Il paziente-vittima non può fare causa all’assicuratore
La legge 24 del 2017 è in vigore da oltre due anni ma ancora mancano i decreti attuativi necessari per renderla completamente efficace. Una delle conseguenze è quella di non consentire alle vittime di errori sanitari di attivare il contenzioso contro l’assicuratore del medico.
Gli articoli 10 e 12 della legge, infatti, regolano l’obbligatorietà della copertura assicurativa (per medici e strutture) e la facoltà per il paziente di agire direttamente contro l’assicuratore del responsabile, attribuendogli quindi la legittimazione attiva verso un soggetto economicamente solido. Ma l’attuazione di queste norme è demandata a decreti ministeriali che - pur in stato avanzato di lavorazione - non sono ancora stati emanati.
La legge 24/2017 ha riformato il contenzioso civile sanitario con nuove norme procedurali che hanno generato un “rito sanitario” speciale, fatto di attività pre-contenziosa (le attività preliminari volte alla conciliazione) e riti accelerati per il veloce ristoro dei danni da errori accertati. Si tratta di novità che hanno impattato in modo considerevole sui processi civili, modificando le procedure e la prassi giurisprudenziale. Tuttavia, l’assenza dell’assicuratore del responsabile tra gli attori primari del sistema processuale e risarcitorio del danno da colpa medica sta creando non pochi intoppi nell’iter giudiziario del contenzioso.
Ne sono prova alcuni provvedimenti resi di recente dal tribunale di Milano che - pur ritenendo la figura dell’assicuratore essenziale ai fini della veloce composizione della lite - ne escludono la presenza nel processo a causa della mancanza dei decreti attuativi della legge 24/2017 (tra gli altri, ordinanza del 7 gennaio 2018, giudice Boroni, e ordinanza del 18 marzo 2019, giudice Massari).
Nelle vicende esaminate dai giudici, i pazienti danneggiati hanno chiamato l’assicuratore della struttura in sede di accertamento tecnico preventivo (la perizia tecnica preliminare che la legge impone per accertare le eventuali responsabilità e facilitare così la composizione non contenziosa della controversia), sulla base del tenore letterale della legge e secondo il ragionamento logico per cui le indagini cliniche possono essere conosciute anche da chi in ultima istanza potrebbe essere tenuto a risarcire il danno, vale a dire l’assicuratore del responsabile. Ma la mancata attuazione dell’articolo 12 della legge rende improcedibile l’azione diretta contro l’assicuratore. I giudici hanno quindi dovuto dichiarare l’inammissibilità della chiamata in giudizio dell’assicuratore, pur obbligato a garantire patrimonialmente la struttura sanitaria convenuta.

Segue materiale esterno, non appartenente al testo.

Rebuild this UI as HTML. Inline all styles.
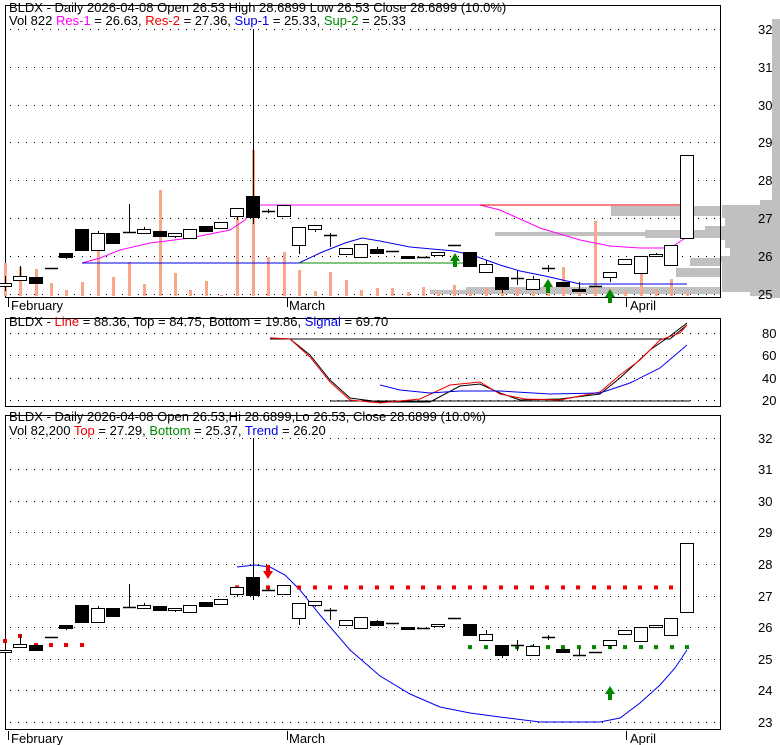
<!DOCTYPE html><html><head><style>body{margin:0;background:#fff}svg{display:block;font-family:"Liberation Sans",sans-serif;font-size:13px}</style></head><body>
<svg id="s" width="780" height="745" xmlns="http://www.w3.org/2000/svg"></svg>
<script>
const s=document.getElementById('s');let h='';
function R(x,y,w,hh,f,st){h+=`<rect x="${x}" y="${y}" width="${w}" height="${hh}" fill="${f}" ${st?`stroke="${st}"`:''}/>`}
function L(x1,y1,x2,y2,c,w){h+=`<line x1="${x1}" y1="${y1}" x2="${x2}" y2="${y2}" stroke="${c}" stroke-width="${w||1}"/>`}
function P(pts,c,d){h+=`<polyline points="${pts}" fill="none" stroke="${c}" ${d||''}/>`}
function T(x,y,t){h+=`<text x="${x}" y="${y}">${t}</text>`}
// grey profile panel1
const gp=[[19,298,772],[200,205,760],[205,218,722],[218,226,725],[226,232,705],[232,240,720],[240,248,725],[248,256,730],[256,262,720],[262,270,722],[270,278,722],[278,286,722],[286,292,722],[292,296,750]];
gp.forEach(g=>R(g[2],g[0],780-g[2],g[1]-g[0],'#c0c0c0'));
R(611,206,109,10,'#c0c0c0');R(495,232,150,4,'#c0c0c0');R(645,230,75,8,'#c0c0c0');R(690,258,30,8,'#c0c0c0');R(676,268,44,9,'#c0c0c0');R(466,287,254,3,'#c0c0c0');R(430,290,290,4,'#c0c0c0');
// panels
R(5.5,5.5,715,292,'none','#000');R(5.5,318.5,715,88,'none','#000');R(5.5,415.5,715,314,'none','#000');
function grid(y){for(let x=10;x<718;x+=8)R(x,y,1,1,'#000')}
const y1=p=>294-(p-25)*37.9, y3=p=>722-(p-23)*31.6;
for(let p=25;p<=32;p++){grid(Math.round(y1(p)));T(758,Math.round(y1(p))+5,p)}
[[80,333],[60,355],[40,378],[20,400]].forEach(a=>{grid(a[1]);T(762,a[1]+5,a[0])});
for(let p=23;p<=32;p++){grid(Math.round(y3(p)));T(758,Math.round(y3(p))+5,p)}
// volume
const vol=[[5,263],[20,267],[36,269],[51,283],[66,290],[82,282],[98,236],[113,277],[129,262],[144,284],[160,190],[175,273],[190,290],[206,281],[221,295],[237,217],[253,150],[268,257],[284,252],[299,270],[315,291],[330,272],[346,280],[361,290],[377,288],[392,288],[408,292],[423,287],[438,292],[454,285],[470,292],[486,288],[502,290],[517,288],[533,291],[548,289],[563,267],[579,291],[595,221],[610,289],[625,291],[641,273],[656,290],[671,279],[687,293]];
vol.forEach(v=>R(v[0]-1,v[1],3,296-v[1],'#f8a888'));
const c=[[5,283,286,0,276,291],[20,276,280,0,266,280],[36,277,283,1],[51,268,269,1],[66,253,257,1,253,259],[82,229,250,1],[98,233,250,0,231,250],[113,233,243,1],[129,232,233,1,204,232],[144,229,233,0,227,233],[160,231,236,1],[175,233,236,0,233,238],[190,229,238,0],[206,226,231,1],[221,222,228,0],[237,208,216,0,208,220],[253,196,217,1,29,224],[268,211,212,1,209,213],[284,205,216,0],[299,227,245,0,227,254],[315,225,229,0,225,232],[330,235,236,1,233,247],[346,248,254,0],[361,244,257,0],[377,249,253,1,247,253],[392,251,252,1],[408,256,258,1],[423,257,258,1],[438,252,255,0],[454,245,246,1],[470,252,266,1],[486,264,272,0,260,272],[502,277,289,1,277,293],[517,278,279,1,271,285],[533,279,289,0,276,289],[548,268,269,1,265,272],[563,282,286,1],[579,289,291,1,282,291],[595,286,287,1],[610,272,277,0,272,282],[625,259,264,0],[641,256,273,0],[656,254,256,0,253,256],[671,245,265,0],[687,155,238,0]];
function cand(f){c.forEach(k=>{const [x,t,b,bl,wt,wb]=k;const T1=f(t),B1=f(b);if(wt!==undefined)L(x+.5,f(wt),x+.5,f(wb),'#000');if(B1-T1<2){L(x-6,T1+.5,x+7,T1+.5,'#000',1.5)}else R(x-6.5,T1+.5,13,B1-T1,bl?'#000':'#fff','#000')})}
P('82,263 100,258 120,250 150,243 190,238 230,230 245,220 253,205 480,205 500,210 540,228 580,240 610,246 640,248 670,248 687,237','#f0f');
L(480,205,687,205,'#e00');
P('82,263 299,263 320,253 345,243 362,238 380,241 410,247 454,251 475,256 500,265 520,271 545,276 580,284 687,284','#00e');
L(299,263,470,263,'#080');
cand(v=>v);
function arrow(x,y,col,up){if(up)h+=`<polygon points="${x},${y} ${x+5},${y+8} ${x+2},${y+8} ${x+2},${y+14} ${x-2},${y+14} ${x-2},${y+8} ${x-5},${y+8}" fill="${col}"/>`;else h+=`<polygon points="${x},${y+14} ${x+5},${y+6} ${x+2},${y+6} ${x+2},${y} ${x-2},${y} ${x-2},${y+6} ${x-5},${y+6}" fill="${col}"/>`}
arrow(455,253,'#080',1);arrow(548,279,'#080',1);arrow(610,289,'#080',1);
// panel2
L(270,339,670,339,'#000');P('670,339 687,325','#000');L(330,401,690,401,'#000');
P('270,338 290,339 310,355 330,380 350,398 380,402 430,402 460,386 480,384 500,393 520,400 560,399 600,394 620,378 650,350 670,336 687,323','#000');
P('270,338 290,339 310,357 330,382 350,400 380,403 420,399 450,385 480,382 500,394 525,399 560,400 600,392 620,375 640,360 660,340 680,333 687,325','#e00');
P('380,385 400,390 430,393 460,391 500,391 550,394 600,393 630,383 660,368 687,345','#00e');
// panel3
P('237,567 255,565 270,567 285,575 300,590 320,615 350,650 380,676 410,694 440,707 470,713 500,717 540,722 600,722 620,718 640,703 660,685 675,668 687,650','#00e');
function dot(x,y,col){R(x-2,y-2,4,4,col)}
[[5,641],[20,636],[36,645],[51,645],[66,645],[82,645]].forEach(d=>dot(d[0],d[1],'#e00'));
for(let x=237;x<690;x+=15.5)dot(Math.round(x),y3(27.29)+1,'#e00');
for(let x=470;x<690;x+=15.5)dot(Math.round(x),y3(25.37),'#080');
cand(v=>Math.round(658.8-(294-v)*0.834));
arrow(268,565,'#e00',0);arrow(610,686,'#080',1);
[[8,310],[8,743]].forEach(a=>T(a[0]+3,a[1],'February'));
T(289,310,'March');T(289,743,'March');T(630,310,'April');T(630,743,'April');
[[8,298],[287,298],[626,298],[8,731],[287,731],[626,731]].forEach(a=>L(a[0]+.5,a[1],a[0]+.5,a[1]+9,'#000'));
h+=`<text x="9" y="12">BLDX - Daily 2026-04-08 Open 26.53  High 28.6899  Low 26.53  Close 28.6899 (10.0%)</text>`;
h+=`<text x="9" y="25">Vol 822 <tspan fill="#f0f">Res-1</tspan> = 26.63, <tspan fill="#e00">Res-2</tspan> = 27.36, <tspan fill="#00e">Sup-1</tspan> = 25.33, <tspan fill="#080">Sup-2</tspan> = 25.33</text>`;
h+=`<text x="9" y="326">BLDX - <tspan fill="#e00">Line</tspan> = 88.36, Top = 84.75, Bottom = 19.86, <tspan fill="#00e">Signal</tspan> = 69.70</text>`;
h+=`<text x="9" y="421">BLDX - Daily 2026-04-08 Open 26.53,Hi 28.6899,Lo 26.53, Close 28.6899 (10.0%)</text>`;
h+=`<text x="9" y="435">Vol 82,200 <tspan fill="#e00">Top</tspan> = 27.29, <tspan fill="#080">Bottom</tspan> = 25.37, <tspan fill="#00e">Trend</tspan> = 26.20</text>`;
s.innerHTML=h;
</script></body></html>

Questa distonia fra uno degli aspetti più importanti della legge (quella di consentire alla vittima di chiedere il risarcimento direttamente al soggetto che sarà tenuto a pagare, nei limiti contrattuali, il danno) e la sua mancata adozione pratica stanno privando il sistema di una importante funzione socio-protettiva della novella, spesso con pregiudizio per il paziente. Tanto che in alcuni casi la vittima deve avviare una nuova procedura di fronte a un altro giudice territorialmente competente, vista l’improcedibilità dell’azione contro l’assicuratore.